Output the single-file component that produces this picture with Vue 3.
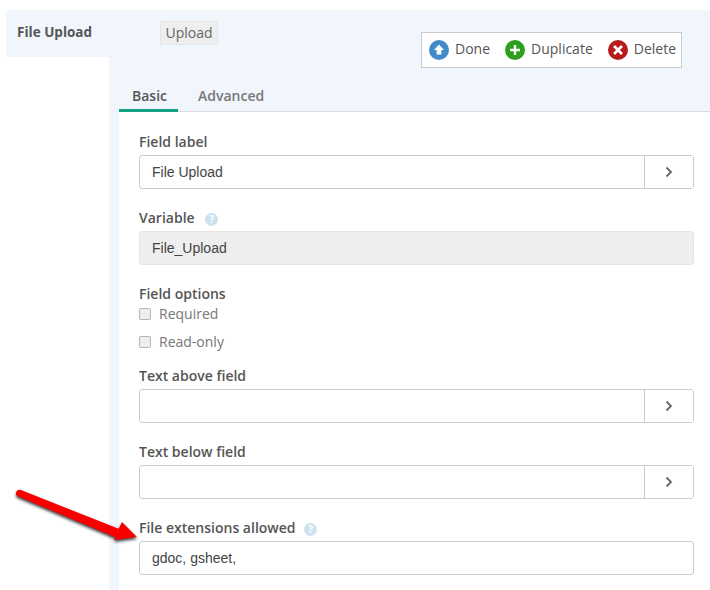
<script setup>
const tabs = [
  { label: 'Basic', active: true },
  { label: 'Advanced', active: false },
]
</script>

<template>
  <div class="page">
    <aside class="side">
      <div class="side-tab">File Upload</div>
    </aside>
    <main class="panel">
      <header class="head">
        <span class="chip">Upload</span>
        <div class="toolbar">
          <span class="tool done">
            <svg class="ico" viewBox="0 0 20 20"><circle cx="10" cy="10" r="10" fill="#428bca" /><path d="M10 4.600 15 10H12.400V14.600H7.600V10H5Z" fill="#fff" /></svg>
            <span class="txt">Done</span>
          </span>
          <span class="tool dup">
            <svg class="ico" viewBox="0 0 20 20"><circle cx="10" cy="10" r="10" fill="#2ca01c" /><path d="M10 5V15M5 10H15" stroke="#fff" stroke-width="2.400" fill="none" /></svg>
            <span class="txt">Duplicate</span>
          </span>
          <span class="tool del">
            <svg class="ico" viewBox="0 0 20 20"><circle cx="10" cy="10" r="10" fill="#b71c1c" /><path d="M6 6 14 14M14 6 6 14" stroke="#fff" stroke-width="2.600" fill="none" /></svg>
            <span class="txt">Delete</span>
          </span>
        </div>
      </header>
      <nav class="tabs">
        <span v-for="t in tabs" :key="t.label" class="tab" :class="{ active: t.active }">{{ t.label }}</span>
      </nav>
      <section class="form">
        <div class="group">
          <label class="lbl">Field label</label>
          <div class="inp-row">
            <input class="inp" value="File Upload" />
            <button class="go"><svg viewBox="0 0 10 12" width="10" height="12"><path d="M2.500 1.500 7 6 2.500 10.500" fill="none" stroke="#666" stroke-width="1.800" /></svg></button>
          </div>
        </div>
        <div class="group">
          <label class="lbl">Variable <span class="help wide">?</span></label>
          <input class="inp solo off" value="File_Upload" readonly />
        </div>
        <div class="opts">
          <label class="lbl short">Field options</label>
          <label class="chk"><input type="checkbox" />Required</label>
          <label class="chk"><input type="checkbox" />Read-only</label>
        </div>
        <div class="group">
          <label class="lbl">Text above field</label>
          <div class="inp-row">
            <input class="inp" />
            <button class="go"><svg viewBox="0 0 10 12" width="10" height="12"><path d="M2.500 1.500 7 6 2.500 10.500" fill="none" stroke="#666" stroke-width="1.800" /></svg></button>
          </div>
        </div>
        <div class="group">
          <label class="lbl">Text below field</label>
          <div class="inp-row">
            <input class="inp" />
            <button class="go"><svg viewBox="0 0 10 12" width="10" height="12"><path d="M2.500 1.500 7 6 2.500 10.500" fill="none" stroke="#666" stroke-width="1.800" /></svg></button>
          </div>
        </div>
        <div class="group">
          <label class="lbl">File extensions allowed <span class="help">?</span></label>
          <input class="inp solo" value="gdoc, gsheet," />
        </div>
      </section>
    </main>
    <svg class="arrow" viewBox="0 0 150 70" width="150" height="70">
      <path class="arrow-shape" d="M20.300 10.800 118.700 49.800 122 43 137 58 114 61 115.300 58.200 17.700 17.200A3.500 3.500 0 0 1 20.300 10.800Z" fill="#f80000" />
    </svg>
  </div>
</template>

<style>
html, body { margin: 0; background: #fff; }
</style>

<style scoped>
.page {
  position: relative;
  display: flex;
  width: 710px;
  height: 590px;
  box-sizing: border-box;
  padding: 10px 0 0 6px;
  overflow: hidden;
  background: #fff;
  font-family: "Open Sans", sans-serif;
  color: #555;
}
.side { width: 103px; flex: none; }
.side-tab {
  height: 47px;
  box-sizing: border-box;
  padding: 12px 0 0 11px;
  background: #f1f6fd;
  font-size: 13.5px;
  font-weight: 700;
  line-height: 20px;
  color: #555;
}
.panel {
  flex: 1;
  min-width: 0;
  display: flex;
  flex-direction: column;
  background: #f1f6fd;
  padding-left: 10px;
}
.head {
  display: flex;
  align-items: flex-start;
  justify-content: space-between;
  height: 74px;
  box-sizing: border-box;
  padding: 11px 28px 0 41px;
  flex: none;
}
.chip {
  width: 58px;
  height: 24px;
  box-sizing: border-box;
  border: 1px solid #e6e6e6;
  background: #eee;
  font-size: 14px;
  line-height: 21px;
  text-align: center;
  color: #666;
}
.toolbar {
  display: flex;
  align-items: center;
  width: 261px;
  height: 36px;
  margin-top: 11px;
  box-sizing: border-box;
  border: 1px solid #ccc;
  background: #fff;
  padding-left: 7px;
  font-size: 14px;
  color: #555;
}
.tool { display: flex; align-items: center; gap: 6px; }
.txt { padding-bottom: 3px; }
.dup { margin-left: 15px; }
.del { margin-left: 15px; }
.ico { width: 20px; height: 20px; flex: none; }
.tabs {
  display: flex;
  height: 27px;
  flex: none;
  border-bottom: 1px solid #ddd;
  box-sizing: content-box;
}
.tab {
  font-size: 14px;
  font-weight: 600;
  line-height: 24px;
  color: #777;
  padding: 0 13px;
  margin-right: 7px;
  height: 27px;
  box-sizing: border-box;
}
.tab.active {
  width: 59px;
  color: #555;
  border-bottom: 3px solid #13a085;
  margin-bottom: -1px;
  height: 28px;
}
.form {
  flex: 1;
  background: #fff;
  padding: 20px 16px 0 20px;
}
.group { margin-bottom: 19px; }
.lbl {
  display: block;
  height: 23px;
  font-size: 14px;
  font-weight: 600;
  line-height: 20px;
  color: #555;
}
.lbl.short { height: 20px; }
.help {
  display: inline-block;
  width: 13px;
  height: 13px;
  margin-left: 5px;
  border-radius: 50%;
  background: #cde2ee;
  color: #fff;
  font-size: 10px;
  font-weight: 700;
  line-height: 13px;
  text-align: center;
  vertical-align: 0;
}
.help.wide { margin-left: 7px; }
.inp-row {
  display: flex;
  height: 34px;
  box-sizing: border-box;
  border: 1px solid #ccc;
  border-radius: 3px;
  background: #fff;
}
.inp {
  flex: 1;
  min-width: 0;
  border: 0;
  padding: 0 12px;
  outline: 0;
  background: transparent;
  font-family: "Liberation Sans", sans-serif;
  font-size: 14px;
  color: #444;
}
.inp.solo {
  display: block;
  width: 100%;
  height: 34px;
  box-sizing: border-box;
  border: 1px solid #ccc;
  border-radius: 3px;
  background: #fff;
}
.inp.solo.off {
  background: #eee;
  border-color: #e4e4e4;
}
.go {
  width: 49px;
  flex: none;
  display: flex;
  align-items: center;
  justify-content: center;
  border: 0;
  border-left: 1px solid #ccc;
  padding: 0;
  background: #fff;
}
.opts { margin-bottom: 15px; }
.chk {
  display: flex;
  align-items: center;
  height: 20px;
  margin-top: -1px;
  margin-bottom: 9px;
  font-size: 14px;
  color: #777;
}
.chk:last-child { margin-bottom: 0; }
.chk input {
  appearance: none;
  width: 12px;
  height: 12px;
  margin: 2px 8px 0 0;
  border: 1px solid #b5b5b5;
  border-radius: 2px;
  background: #eee;
  box-sizing: border-box;
}
.arrow {
  position: absolute;
  left: 0;
  top: 479px;
}
.arrow-shape {
  filter: drop-shadow(0 2px 1.500px rgba(0, 0, 0, 0.75));
}
</style>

§ Stated goal
Do not include the images; transcribe the rest of the listing exactly.

§ Answer
Output the single-file component that produces this picture with Vue 3.
<script setup>
const tabs = [
  { label: 'Basic', active: true },
  { label: 'Advanced', active: false },
]
</script>

<template>
  <div class="page">
    <aside class="side">
      <div class="side-tab">File Upload</div>
    </aside>
    <main class="panel">
      <header class="head">
        <span class="chip">Upload</span>
        <div class="toolbar">
          <span class="tool done">
            <svg class="ico" viewBox="0 0 20 20"><circle cx="10" cy="10" r="10" fill="#428bca" /><path d="M10 4.600 15 10H12.400V14.600H7.600V10H5Z" fill="#fff" /></svg>
            <span class="txt">Done</span>
          </span>
          <span class="tool dup">
            <svg class="ico" viewBox="0 0 20 20"><circle cx="10" cy="10" r="10" fill="#2ca01c" /><path d="M10 5V15M5 10H15" stroke="#fff" stroke-width="2.400" fill="none" /></svg>
            <span class="txt">Duplicate</span>
          </span>
          <span class="tool del">
            <svg class="ico" viewBox="0 0 20 20"><circle cx="10" cy="10" r="10" fill="#b71c1c" /><path d="M6 6 14 14M14 6 6 14" stroke="#fff" stroke-width="2.600" fill="none" /></svg>
            <span class="txt">Delete</span>
          </span>
        </div>
      </header>
      <nav class="tabs">
        <span v-for="t in tabs" :key="t.label" class="tab" :class="{ active: t.active }">{{ t.label }}</span>
      </nav>
      <section class="form">
        <div class="group">
          <label class="lbl">Field label</label>
          <div class="inp-row">
            <input class="inp" value="File Upload" />
            <button class="go"><svg viewBox="0 0 10 12" width="10" height="12"><path d="M2.500 1.500 7 6 2.500 10.500" fill="none" stroke="#666" stroke-width="1.800" /></svg></button>
          </div>
        </div>
        <div class="group">
          <label class="lbl">Variable <span class="help wide">?</span></label>
          <input class="inp solo off" value="File_Upload" readonly />
        </div>
        <div class="opts">
          <label class="lbl short">Field options</label>
          <label class="chk"><input type="checkbox" />Required</label>
          <label class="chk"><input type="checkbox" />Read-only</label>
        </div>
        <div class="group">
          <label class="lbl">Text above field</label>
          <div class="inp-row">
            <input class="inp" />
            <button class="go"><svg viewBox="0 0 10 12" width="10" height="12"><path d="M2.500 1.500 7 6 2.500 10.500" fill="none" stroke="#666" stroke-width="1.800" /></svg></button>
          </div>
        </div>
        <div class="group">
          <label class="lbl">Text below field</label>
          <div class="inp-row">
            <input class="inp" />
            <button class="go"><svg viewBox="0 0 10 12" width="10" height="12"><path d="M2.500 1.500 7 6 2.500 10.500" fill="none" stroke="#666" stroke-width="1.800" /></svg></button>
          </div>
        </div>
        <div class="group">
          <label class="lbl">File extensions allowed <span class="help">?</span></label>
          <input class="inp solo" value="gdoc, gsheet," />
        </div>
      </section>
    </main>
    <svg class="arrow" viewBox="0 0 150 70" width="150" height="70">
      <path class="arrow-shape" d="M20.300 10.800 118.700 49.800 122 43 137 58 114 61 115.300 58.200 17.700 17.200A3.500 3.500 0 0 1 20.300 10.800Z" fill="#f80000" />
    </svg>
  </div>
</template>

<style>
html, body { margin: 0; background: #fff; }
</style>

<style scoped>
.page {
  position: relative;
  display: flex;
  width: 710px;
  height: 590px;
  box-sizing: border-box;
  padding: 10px 0 0 6px;
  overflow: hidden;
  background: #fff;
  font-family: "Open Sans", sans-serif;
  color: #555;
}
.side { width: 103px; flex: none; }
.side-tab {
  height: 47px;
  box-sizing: border-box;
  padding: 12px 0 0 11px;
  background: #f1f6fd;
  font-size: 13.5px;
  font-weight: 700;
  line-height: 20px;
  color: #555;
}
.panel {
  flex: 1;
  min-width: 0;
  display: flex;
  flex-direction: column;
  background: #f1f6fd;
  padding-left: 10px;
}
.head {
  display: flex;
  align-items: flex-start;
  justify-content: space-between;
  height: 74px;
  box-sizing: border-box;
  padding: 11px 28px 0 41px;
  flex: none;
}
.chip {
  width: 58px;
  height: 24px;
  box-sizing: border-box;
  border: 1px solid #e6e6e6;
  background: #eee;
  font-size: 14px;
  line-height: 21px;
  text-align: center;
  color: #666;
}
.toolbar {
  display: flex;
  align-items: center;
  width: 261px;
  height: 36px;
  margin-top: 11px;
  box-sizing: border-box;
  border: 1px solid #ccc;
  background: #fff;
  padding-left: 7px;
  font-size: 14px;
  color: #555;
}
.tool { display: flex; align-items: center; gap: 6px; }
.txt { padding-bottom: 3px; }
.dup { margin-left: 15px; }
.del { margin-left: 15px; }
.ico { width: 20px; height: 20px; flex: none; }
.tabs {
  display: flex;
  height: 27px;
  flex: none;
  border-bottom: 1px solid #ddd;
  box-sizing: content-box;
}
.tab {
  font-size: 14px;
  font-weight: 600;
  line-height: 24px;
  color: #777;
  padding: 0 13px;
  margin-right: 7px;
  height: 27px;
  box-sizing: border-box;
}
.tab.active {
  width: 59px;
  color: #555;
  border-bottom: 3px solid #13a085;
  margin-bottom: -1px;
  height: 28px;
}
.form {
  flex: 1;
  background: #fff;
  padding: 20px 16px 0 20px;
}
.group { margin-bottom: 19px; }
.lbl {
  display: block;
  height: 23px;
  font-size: 14px;
  font-weight: 600;
  line-height: 20px;
  color: #555;
}
.lbl.short { height: 20px; }
.help {
  display: inline-block;
  width: 13px;
  height: 13px;
  margin-left: 5px;
  border-radius: 50%;
  background: #cde2ee;
  color: #fff;
  font-size: 10px;
  font-weight: 700;
  line-height: 13px;
  text-align: center;
  vertical-align: 0;
}
.help.wide { margin-left: 7px; }
.inp-row {
  display: flex;
  height: 34px;
  box-sizing: border-box;
  border: 1px solid #ccc;
  border-radius: 3px;
  background: #fff;
}
.inp {
  flex: 1;
  min-width: 0;
  border: 0;
  padding: 0 12px;
  outline: 0;
  background: transparent;
  font-family: "Liberation Sans", sans-serif;
  font-size: 14px;
  color: #444;
}
.inp.solo {
  display: block;
  width: 100%;
  height: 34px;
  box-sizing: border-box;
  border: 1px solid #ccc;
  border-radius: 3px;
  background: #fff;
}
.inp.solo.off {
  background: #eee;
  border-color: #e4e4e4;
}
.go {
  width: 49px;
  flex: none;
  display: flex;
  align-items: center;
  justify-content: center;
  border: 0;
  border-left: 1px solid #ccc;
  padding: 0;
  background: #fff;
}
.opts { margin-bottom: 15px; }
.chk {
  display: flex;
  align-items: center;
  height: 20px;
  margin-top: -1px;
  margin-bottom: 9px;
  font-size: 14px;
  color: #777;
}
.chk:last-child { margin-bottom: 0; }
.chk input {
  appearance: none;
  width: 12px;
  height: 12px;
  margin: 2px 8px 0 0;
  border: 1px solid #b5b5b5;
  border-radius: 2px;
  background: #eee;
  box-sizing: border-box;
}
.arrow {
  position: absolute;
  left: 0;
  top: 479px;
}
.arrow-shape {
  filter: drop-shadow(0 2px 1.500px rgba(0, 0, 0, 0.75));
}
</style>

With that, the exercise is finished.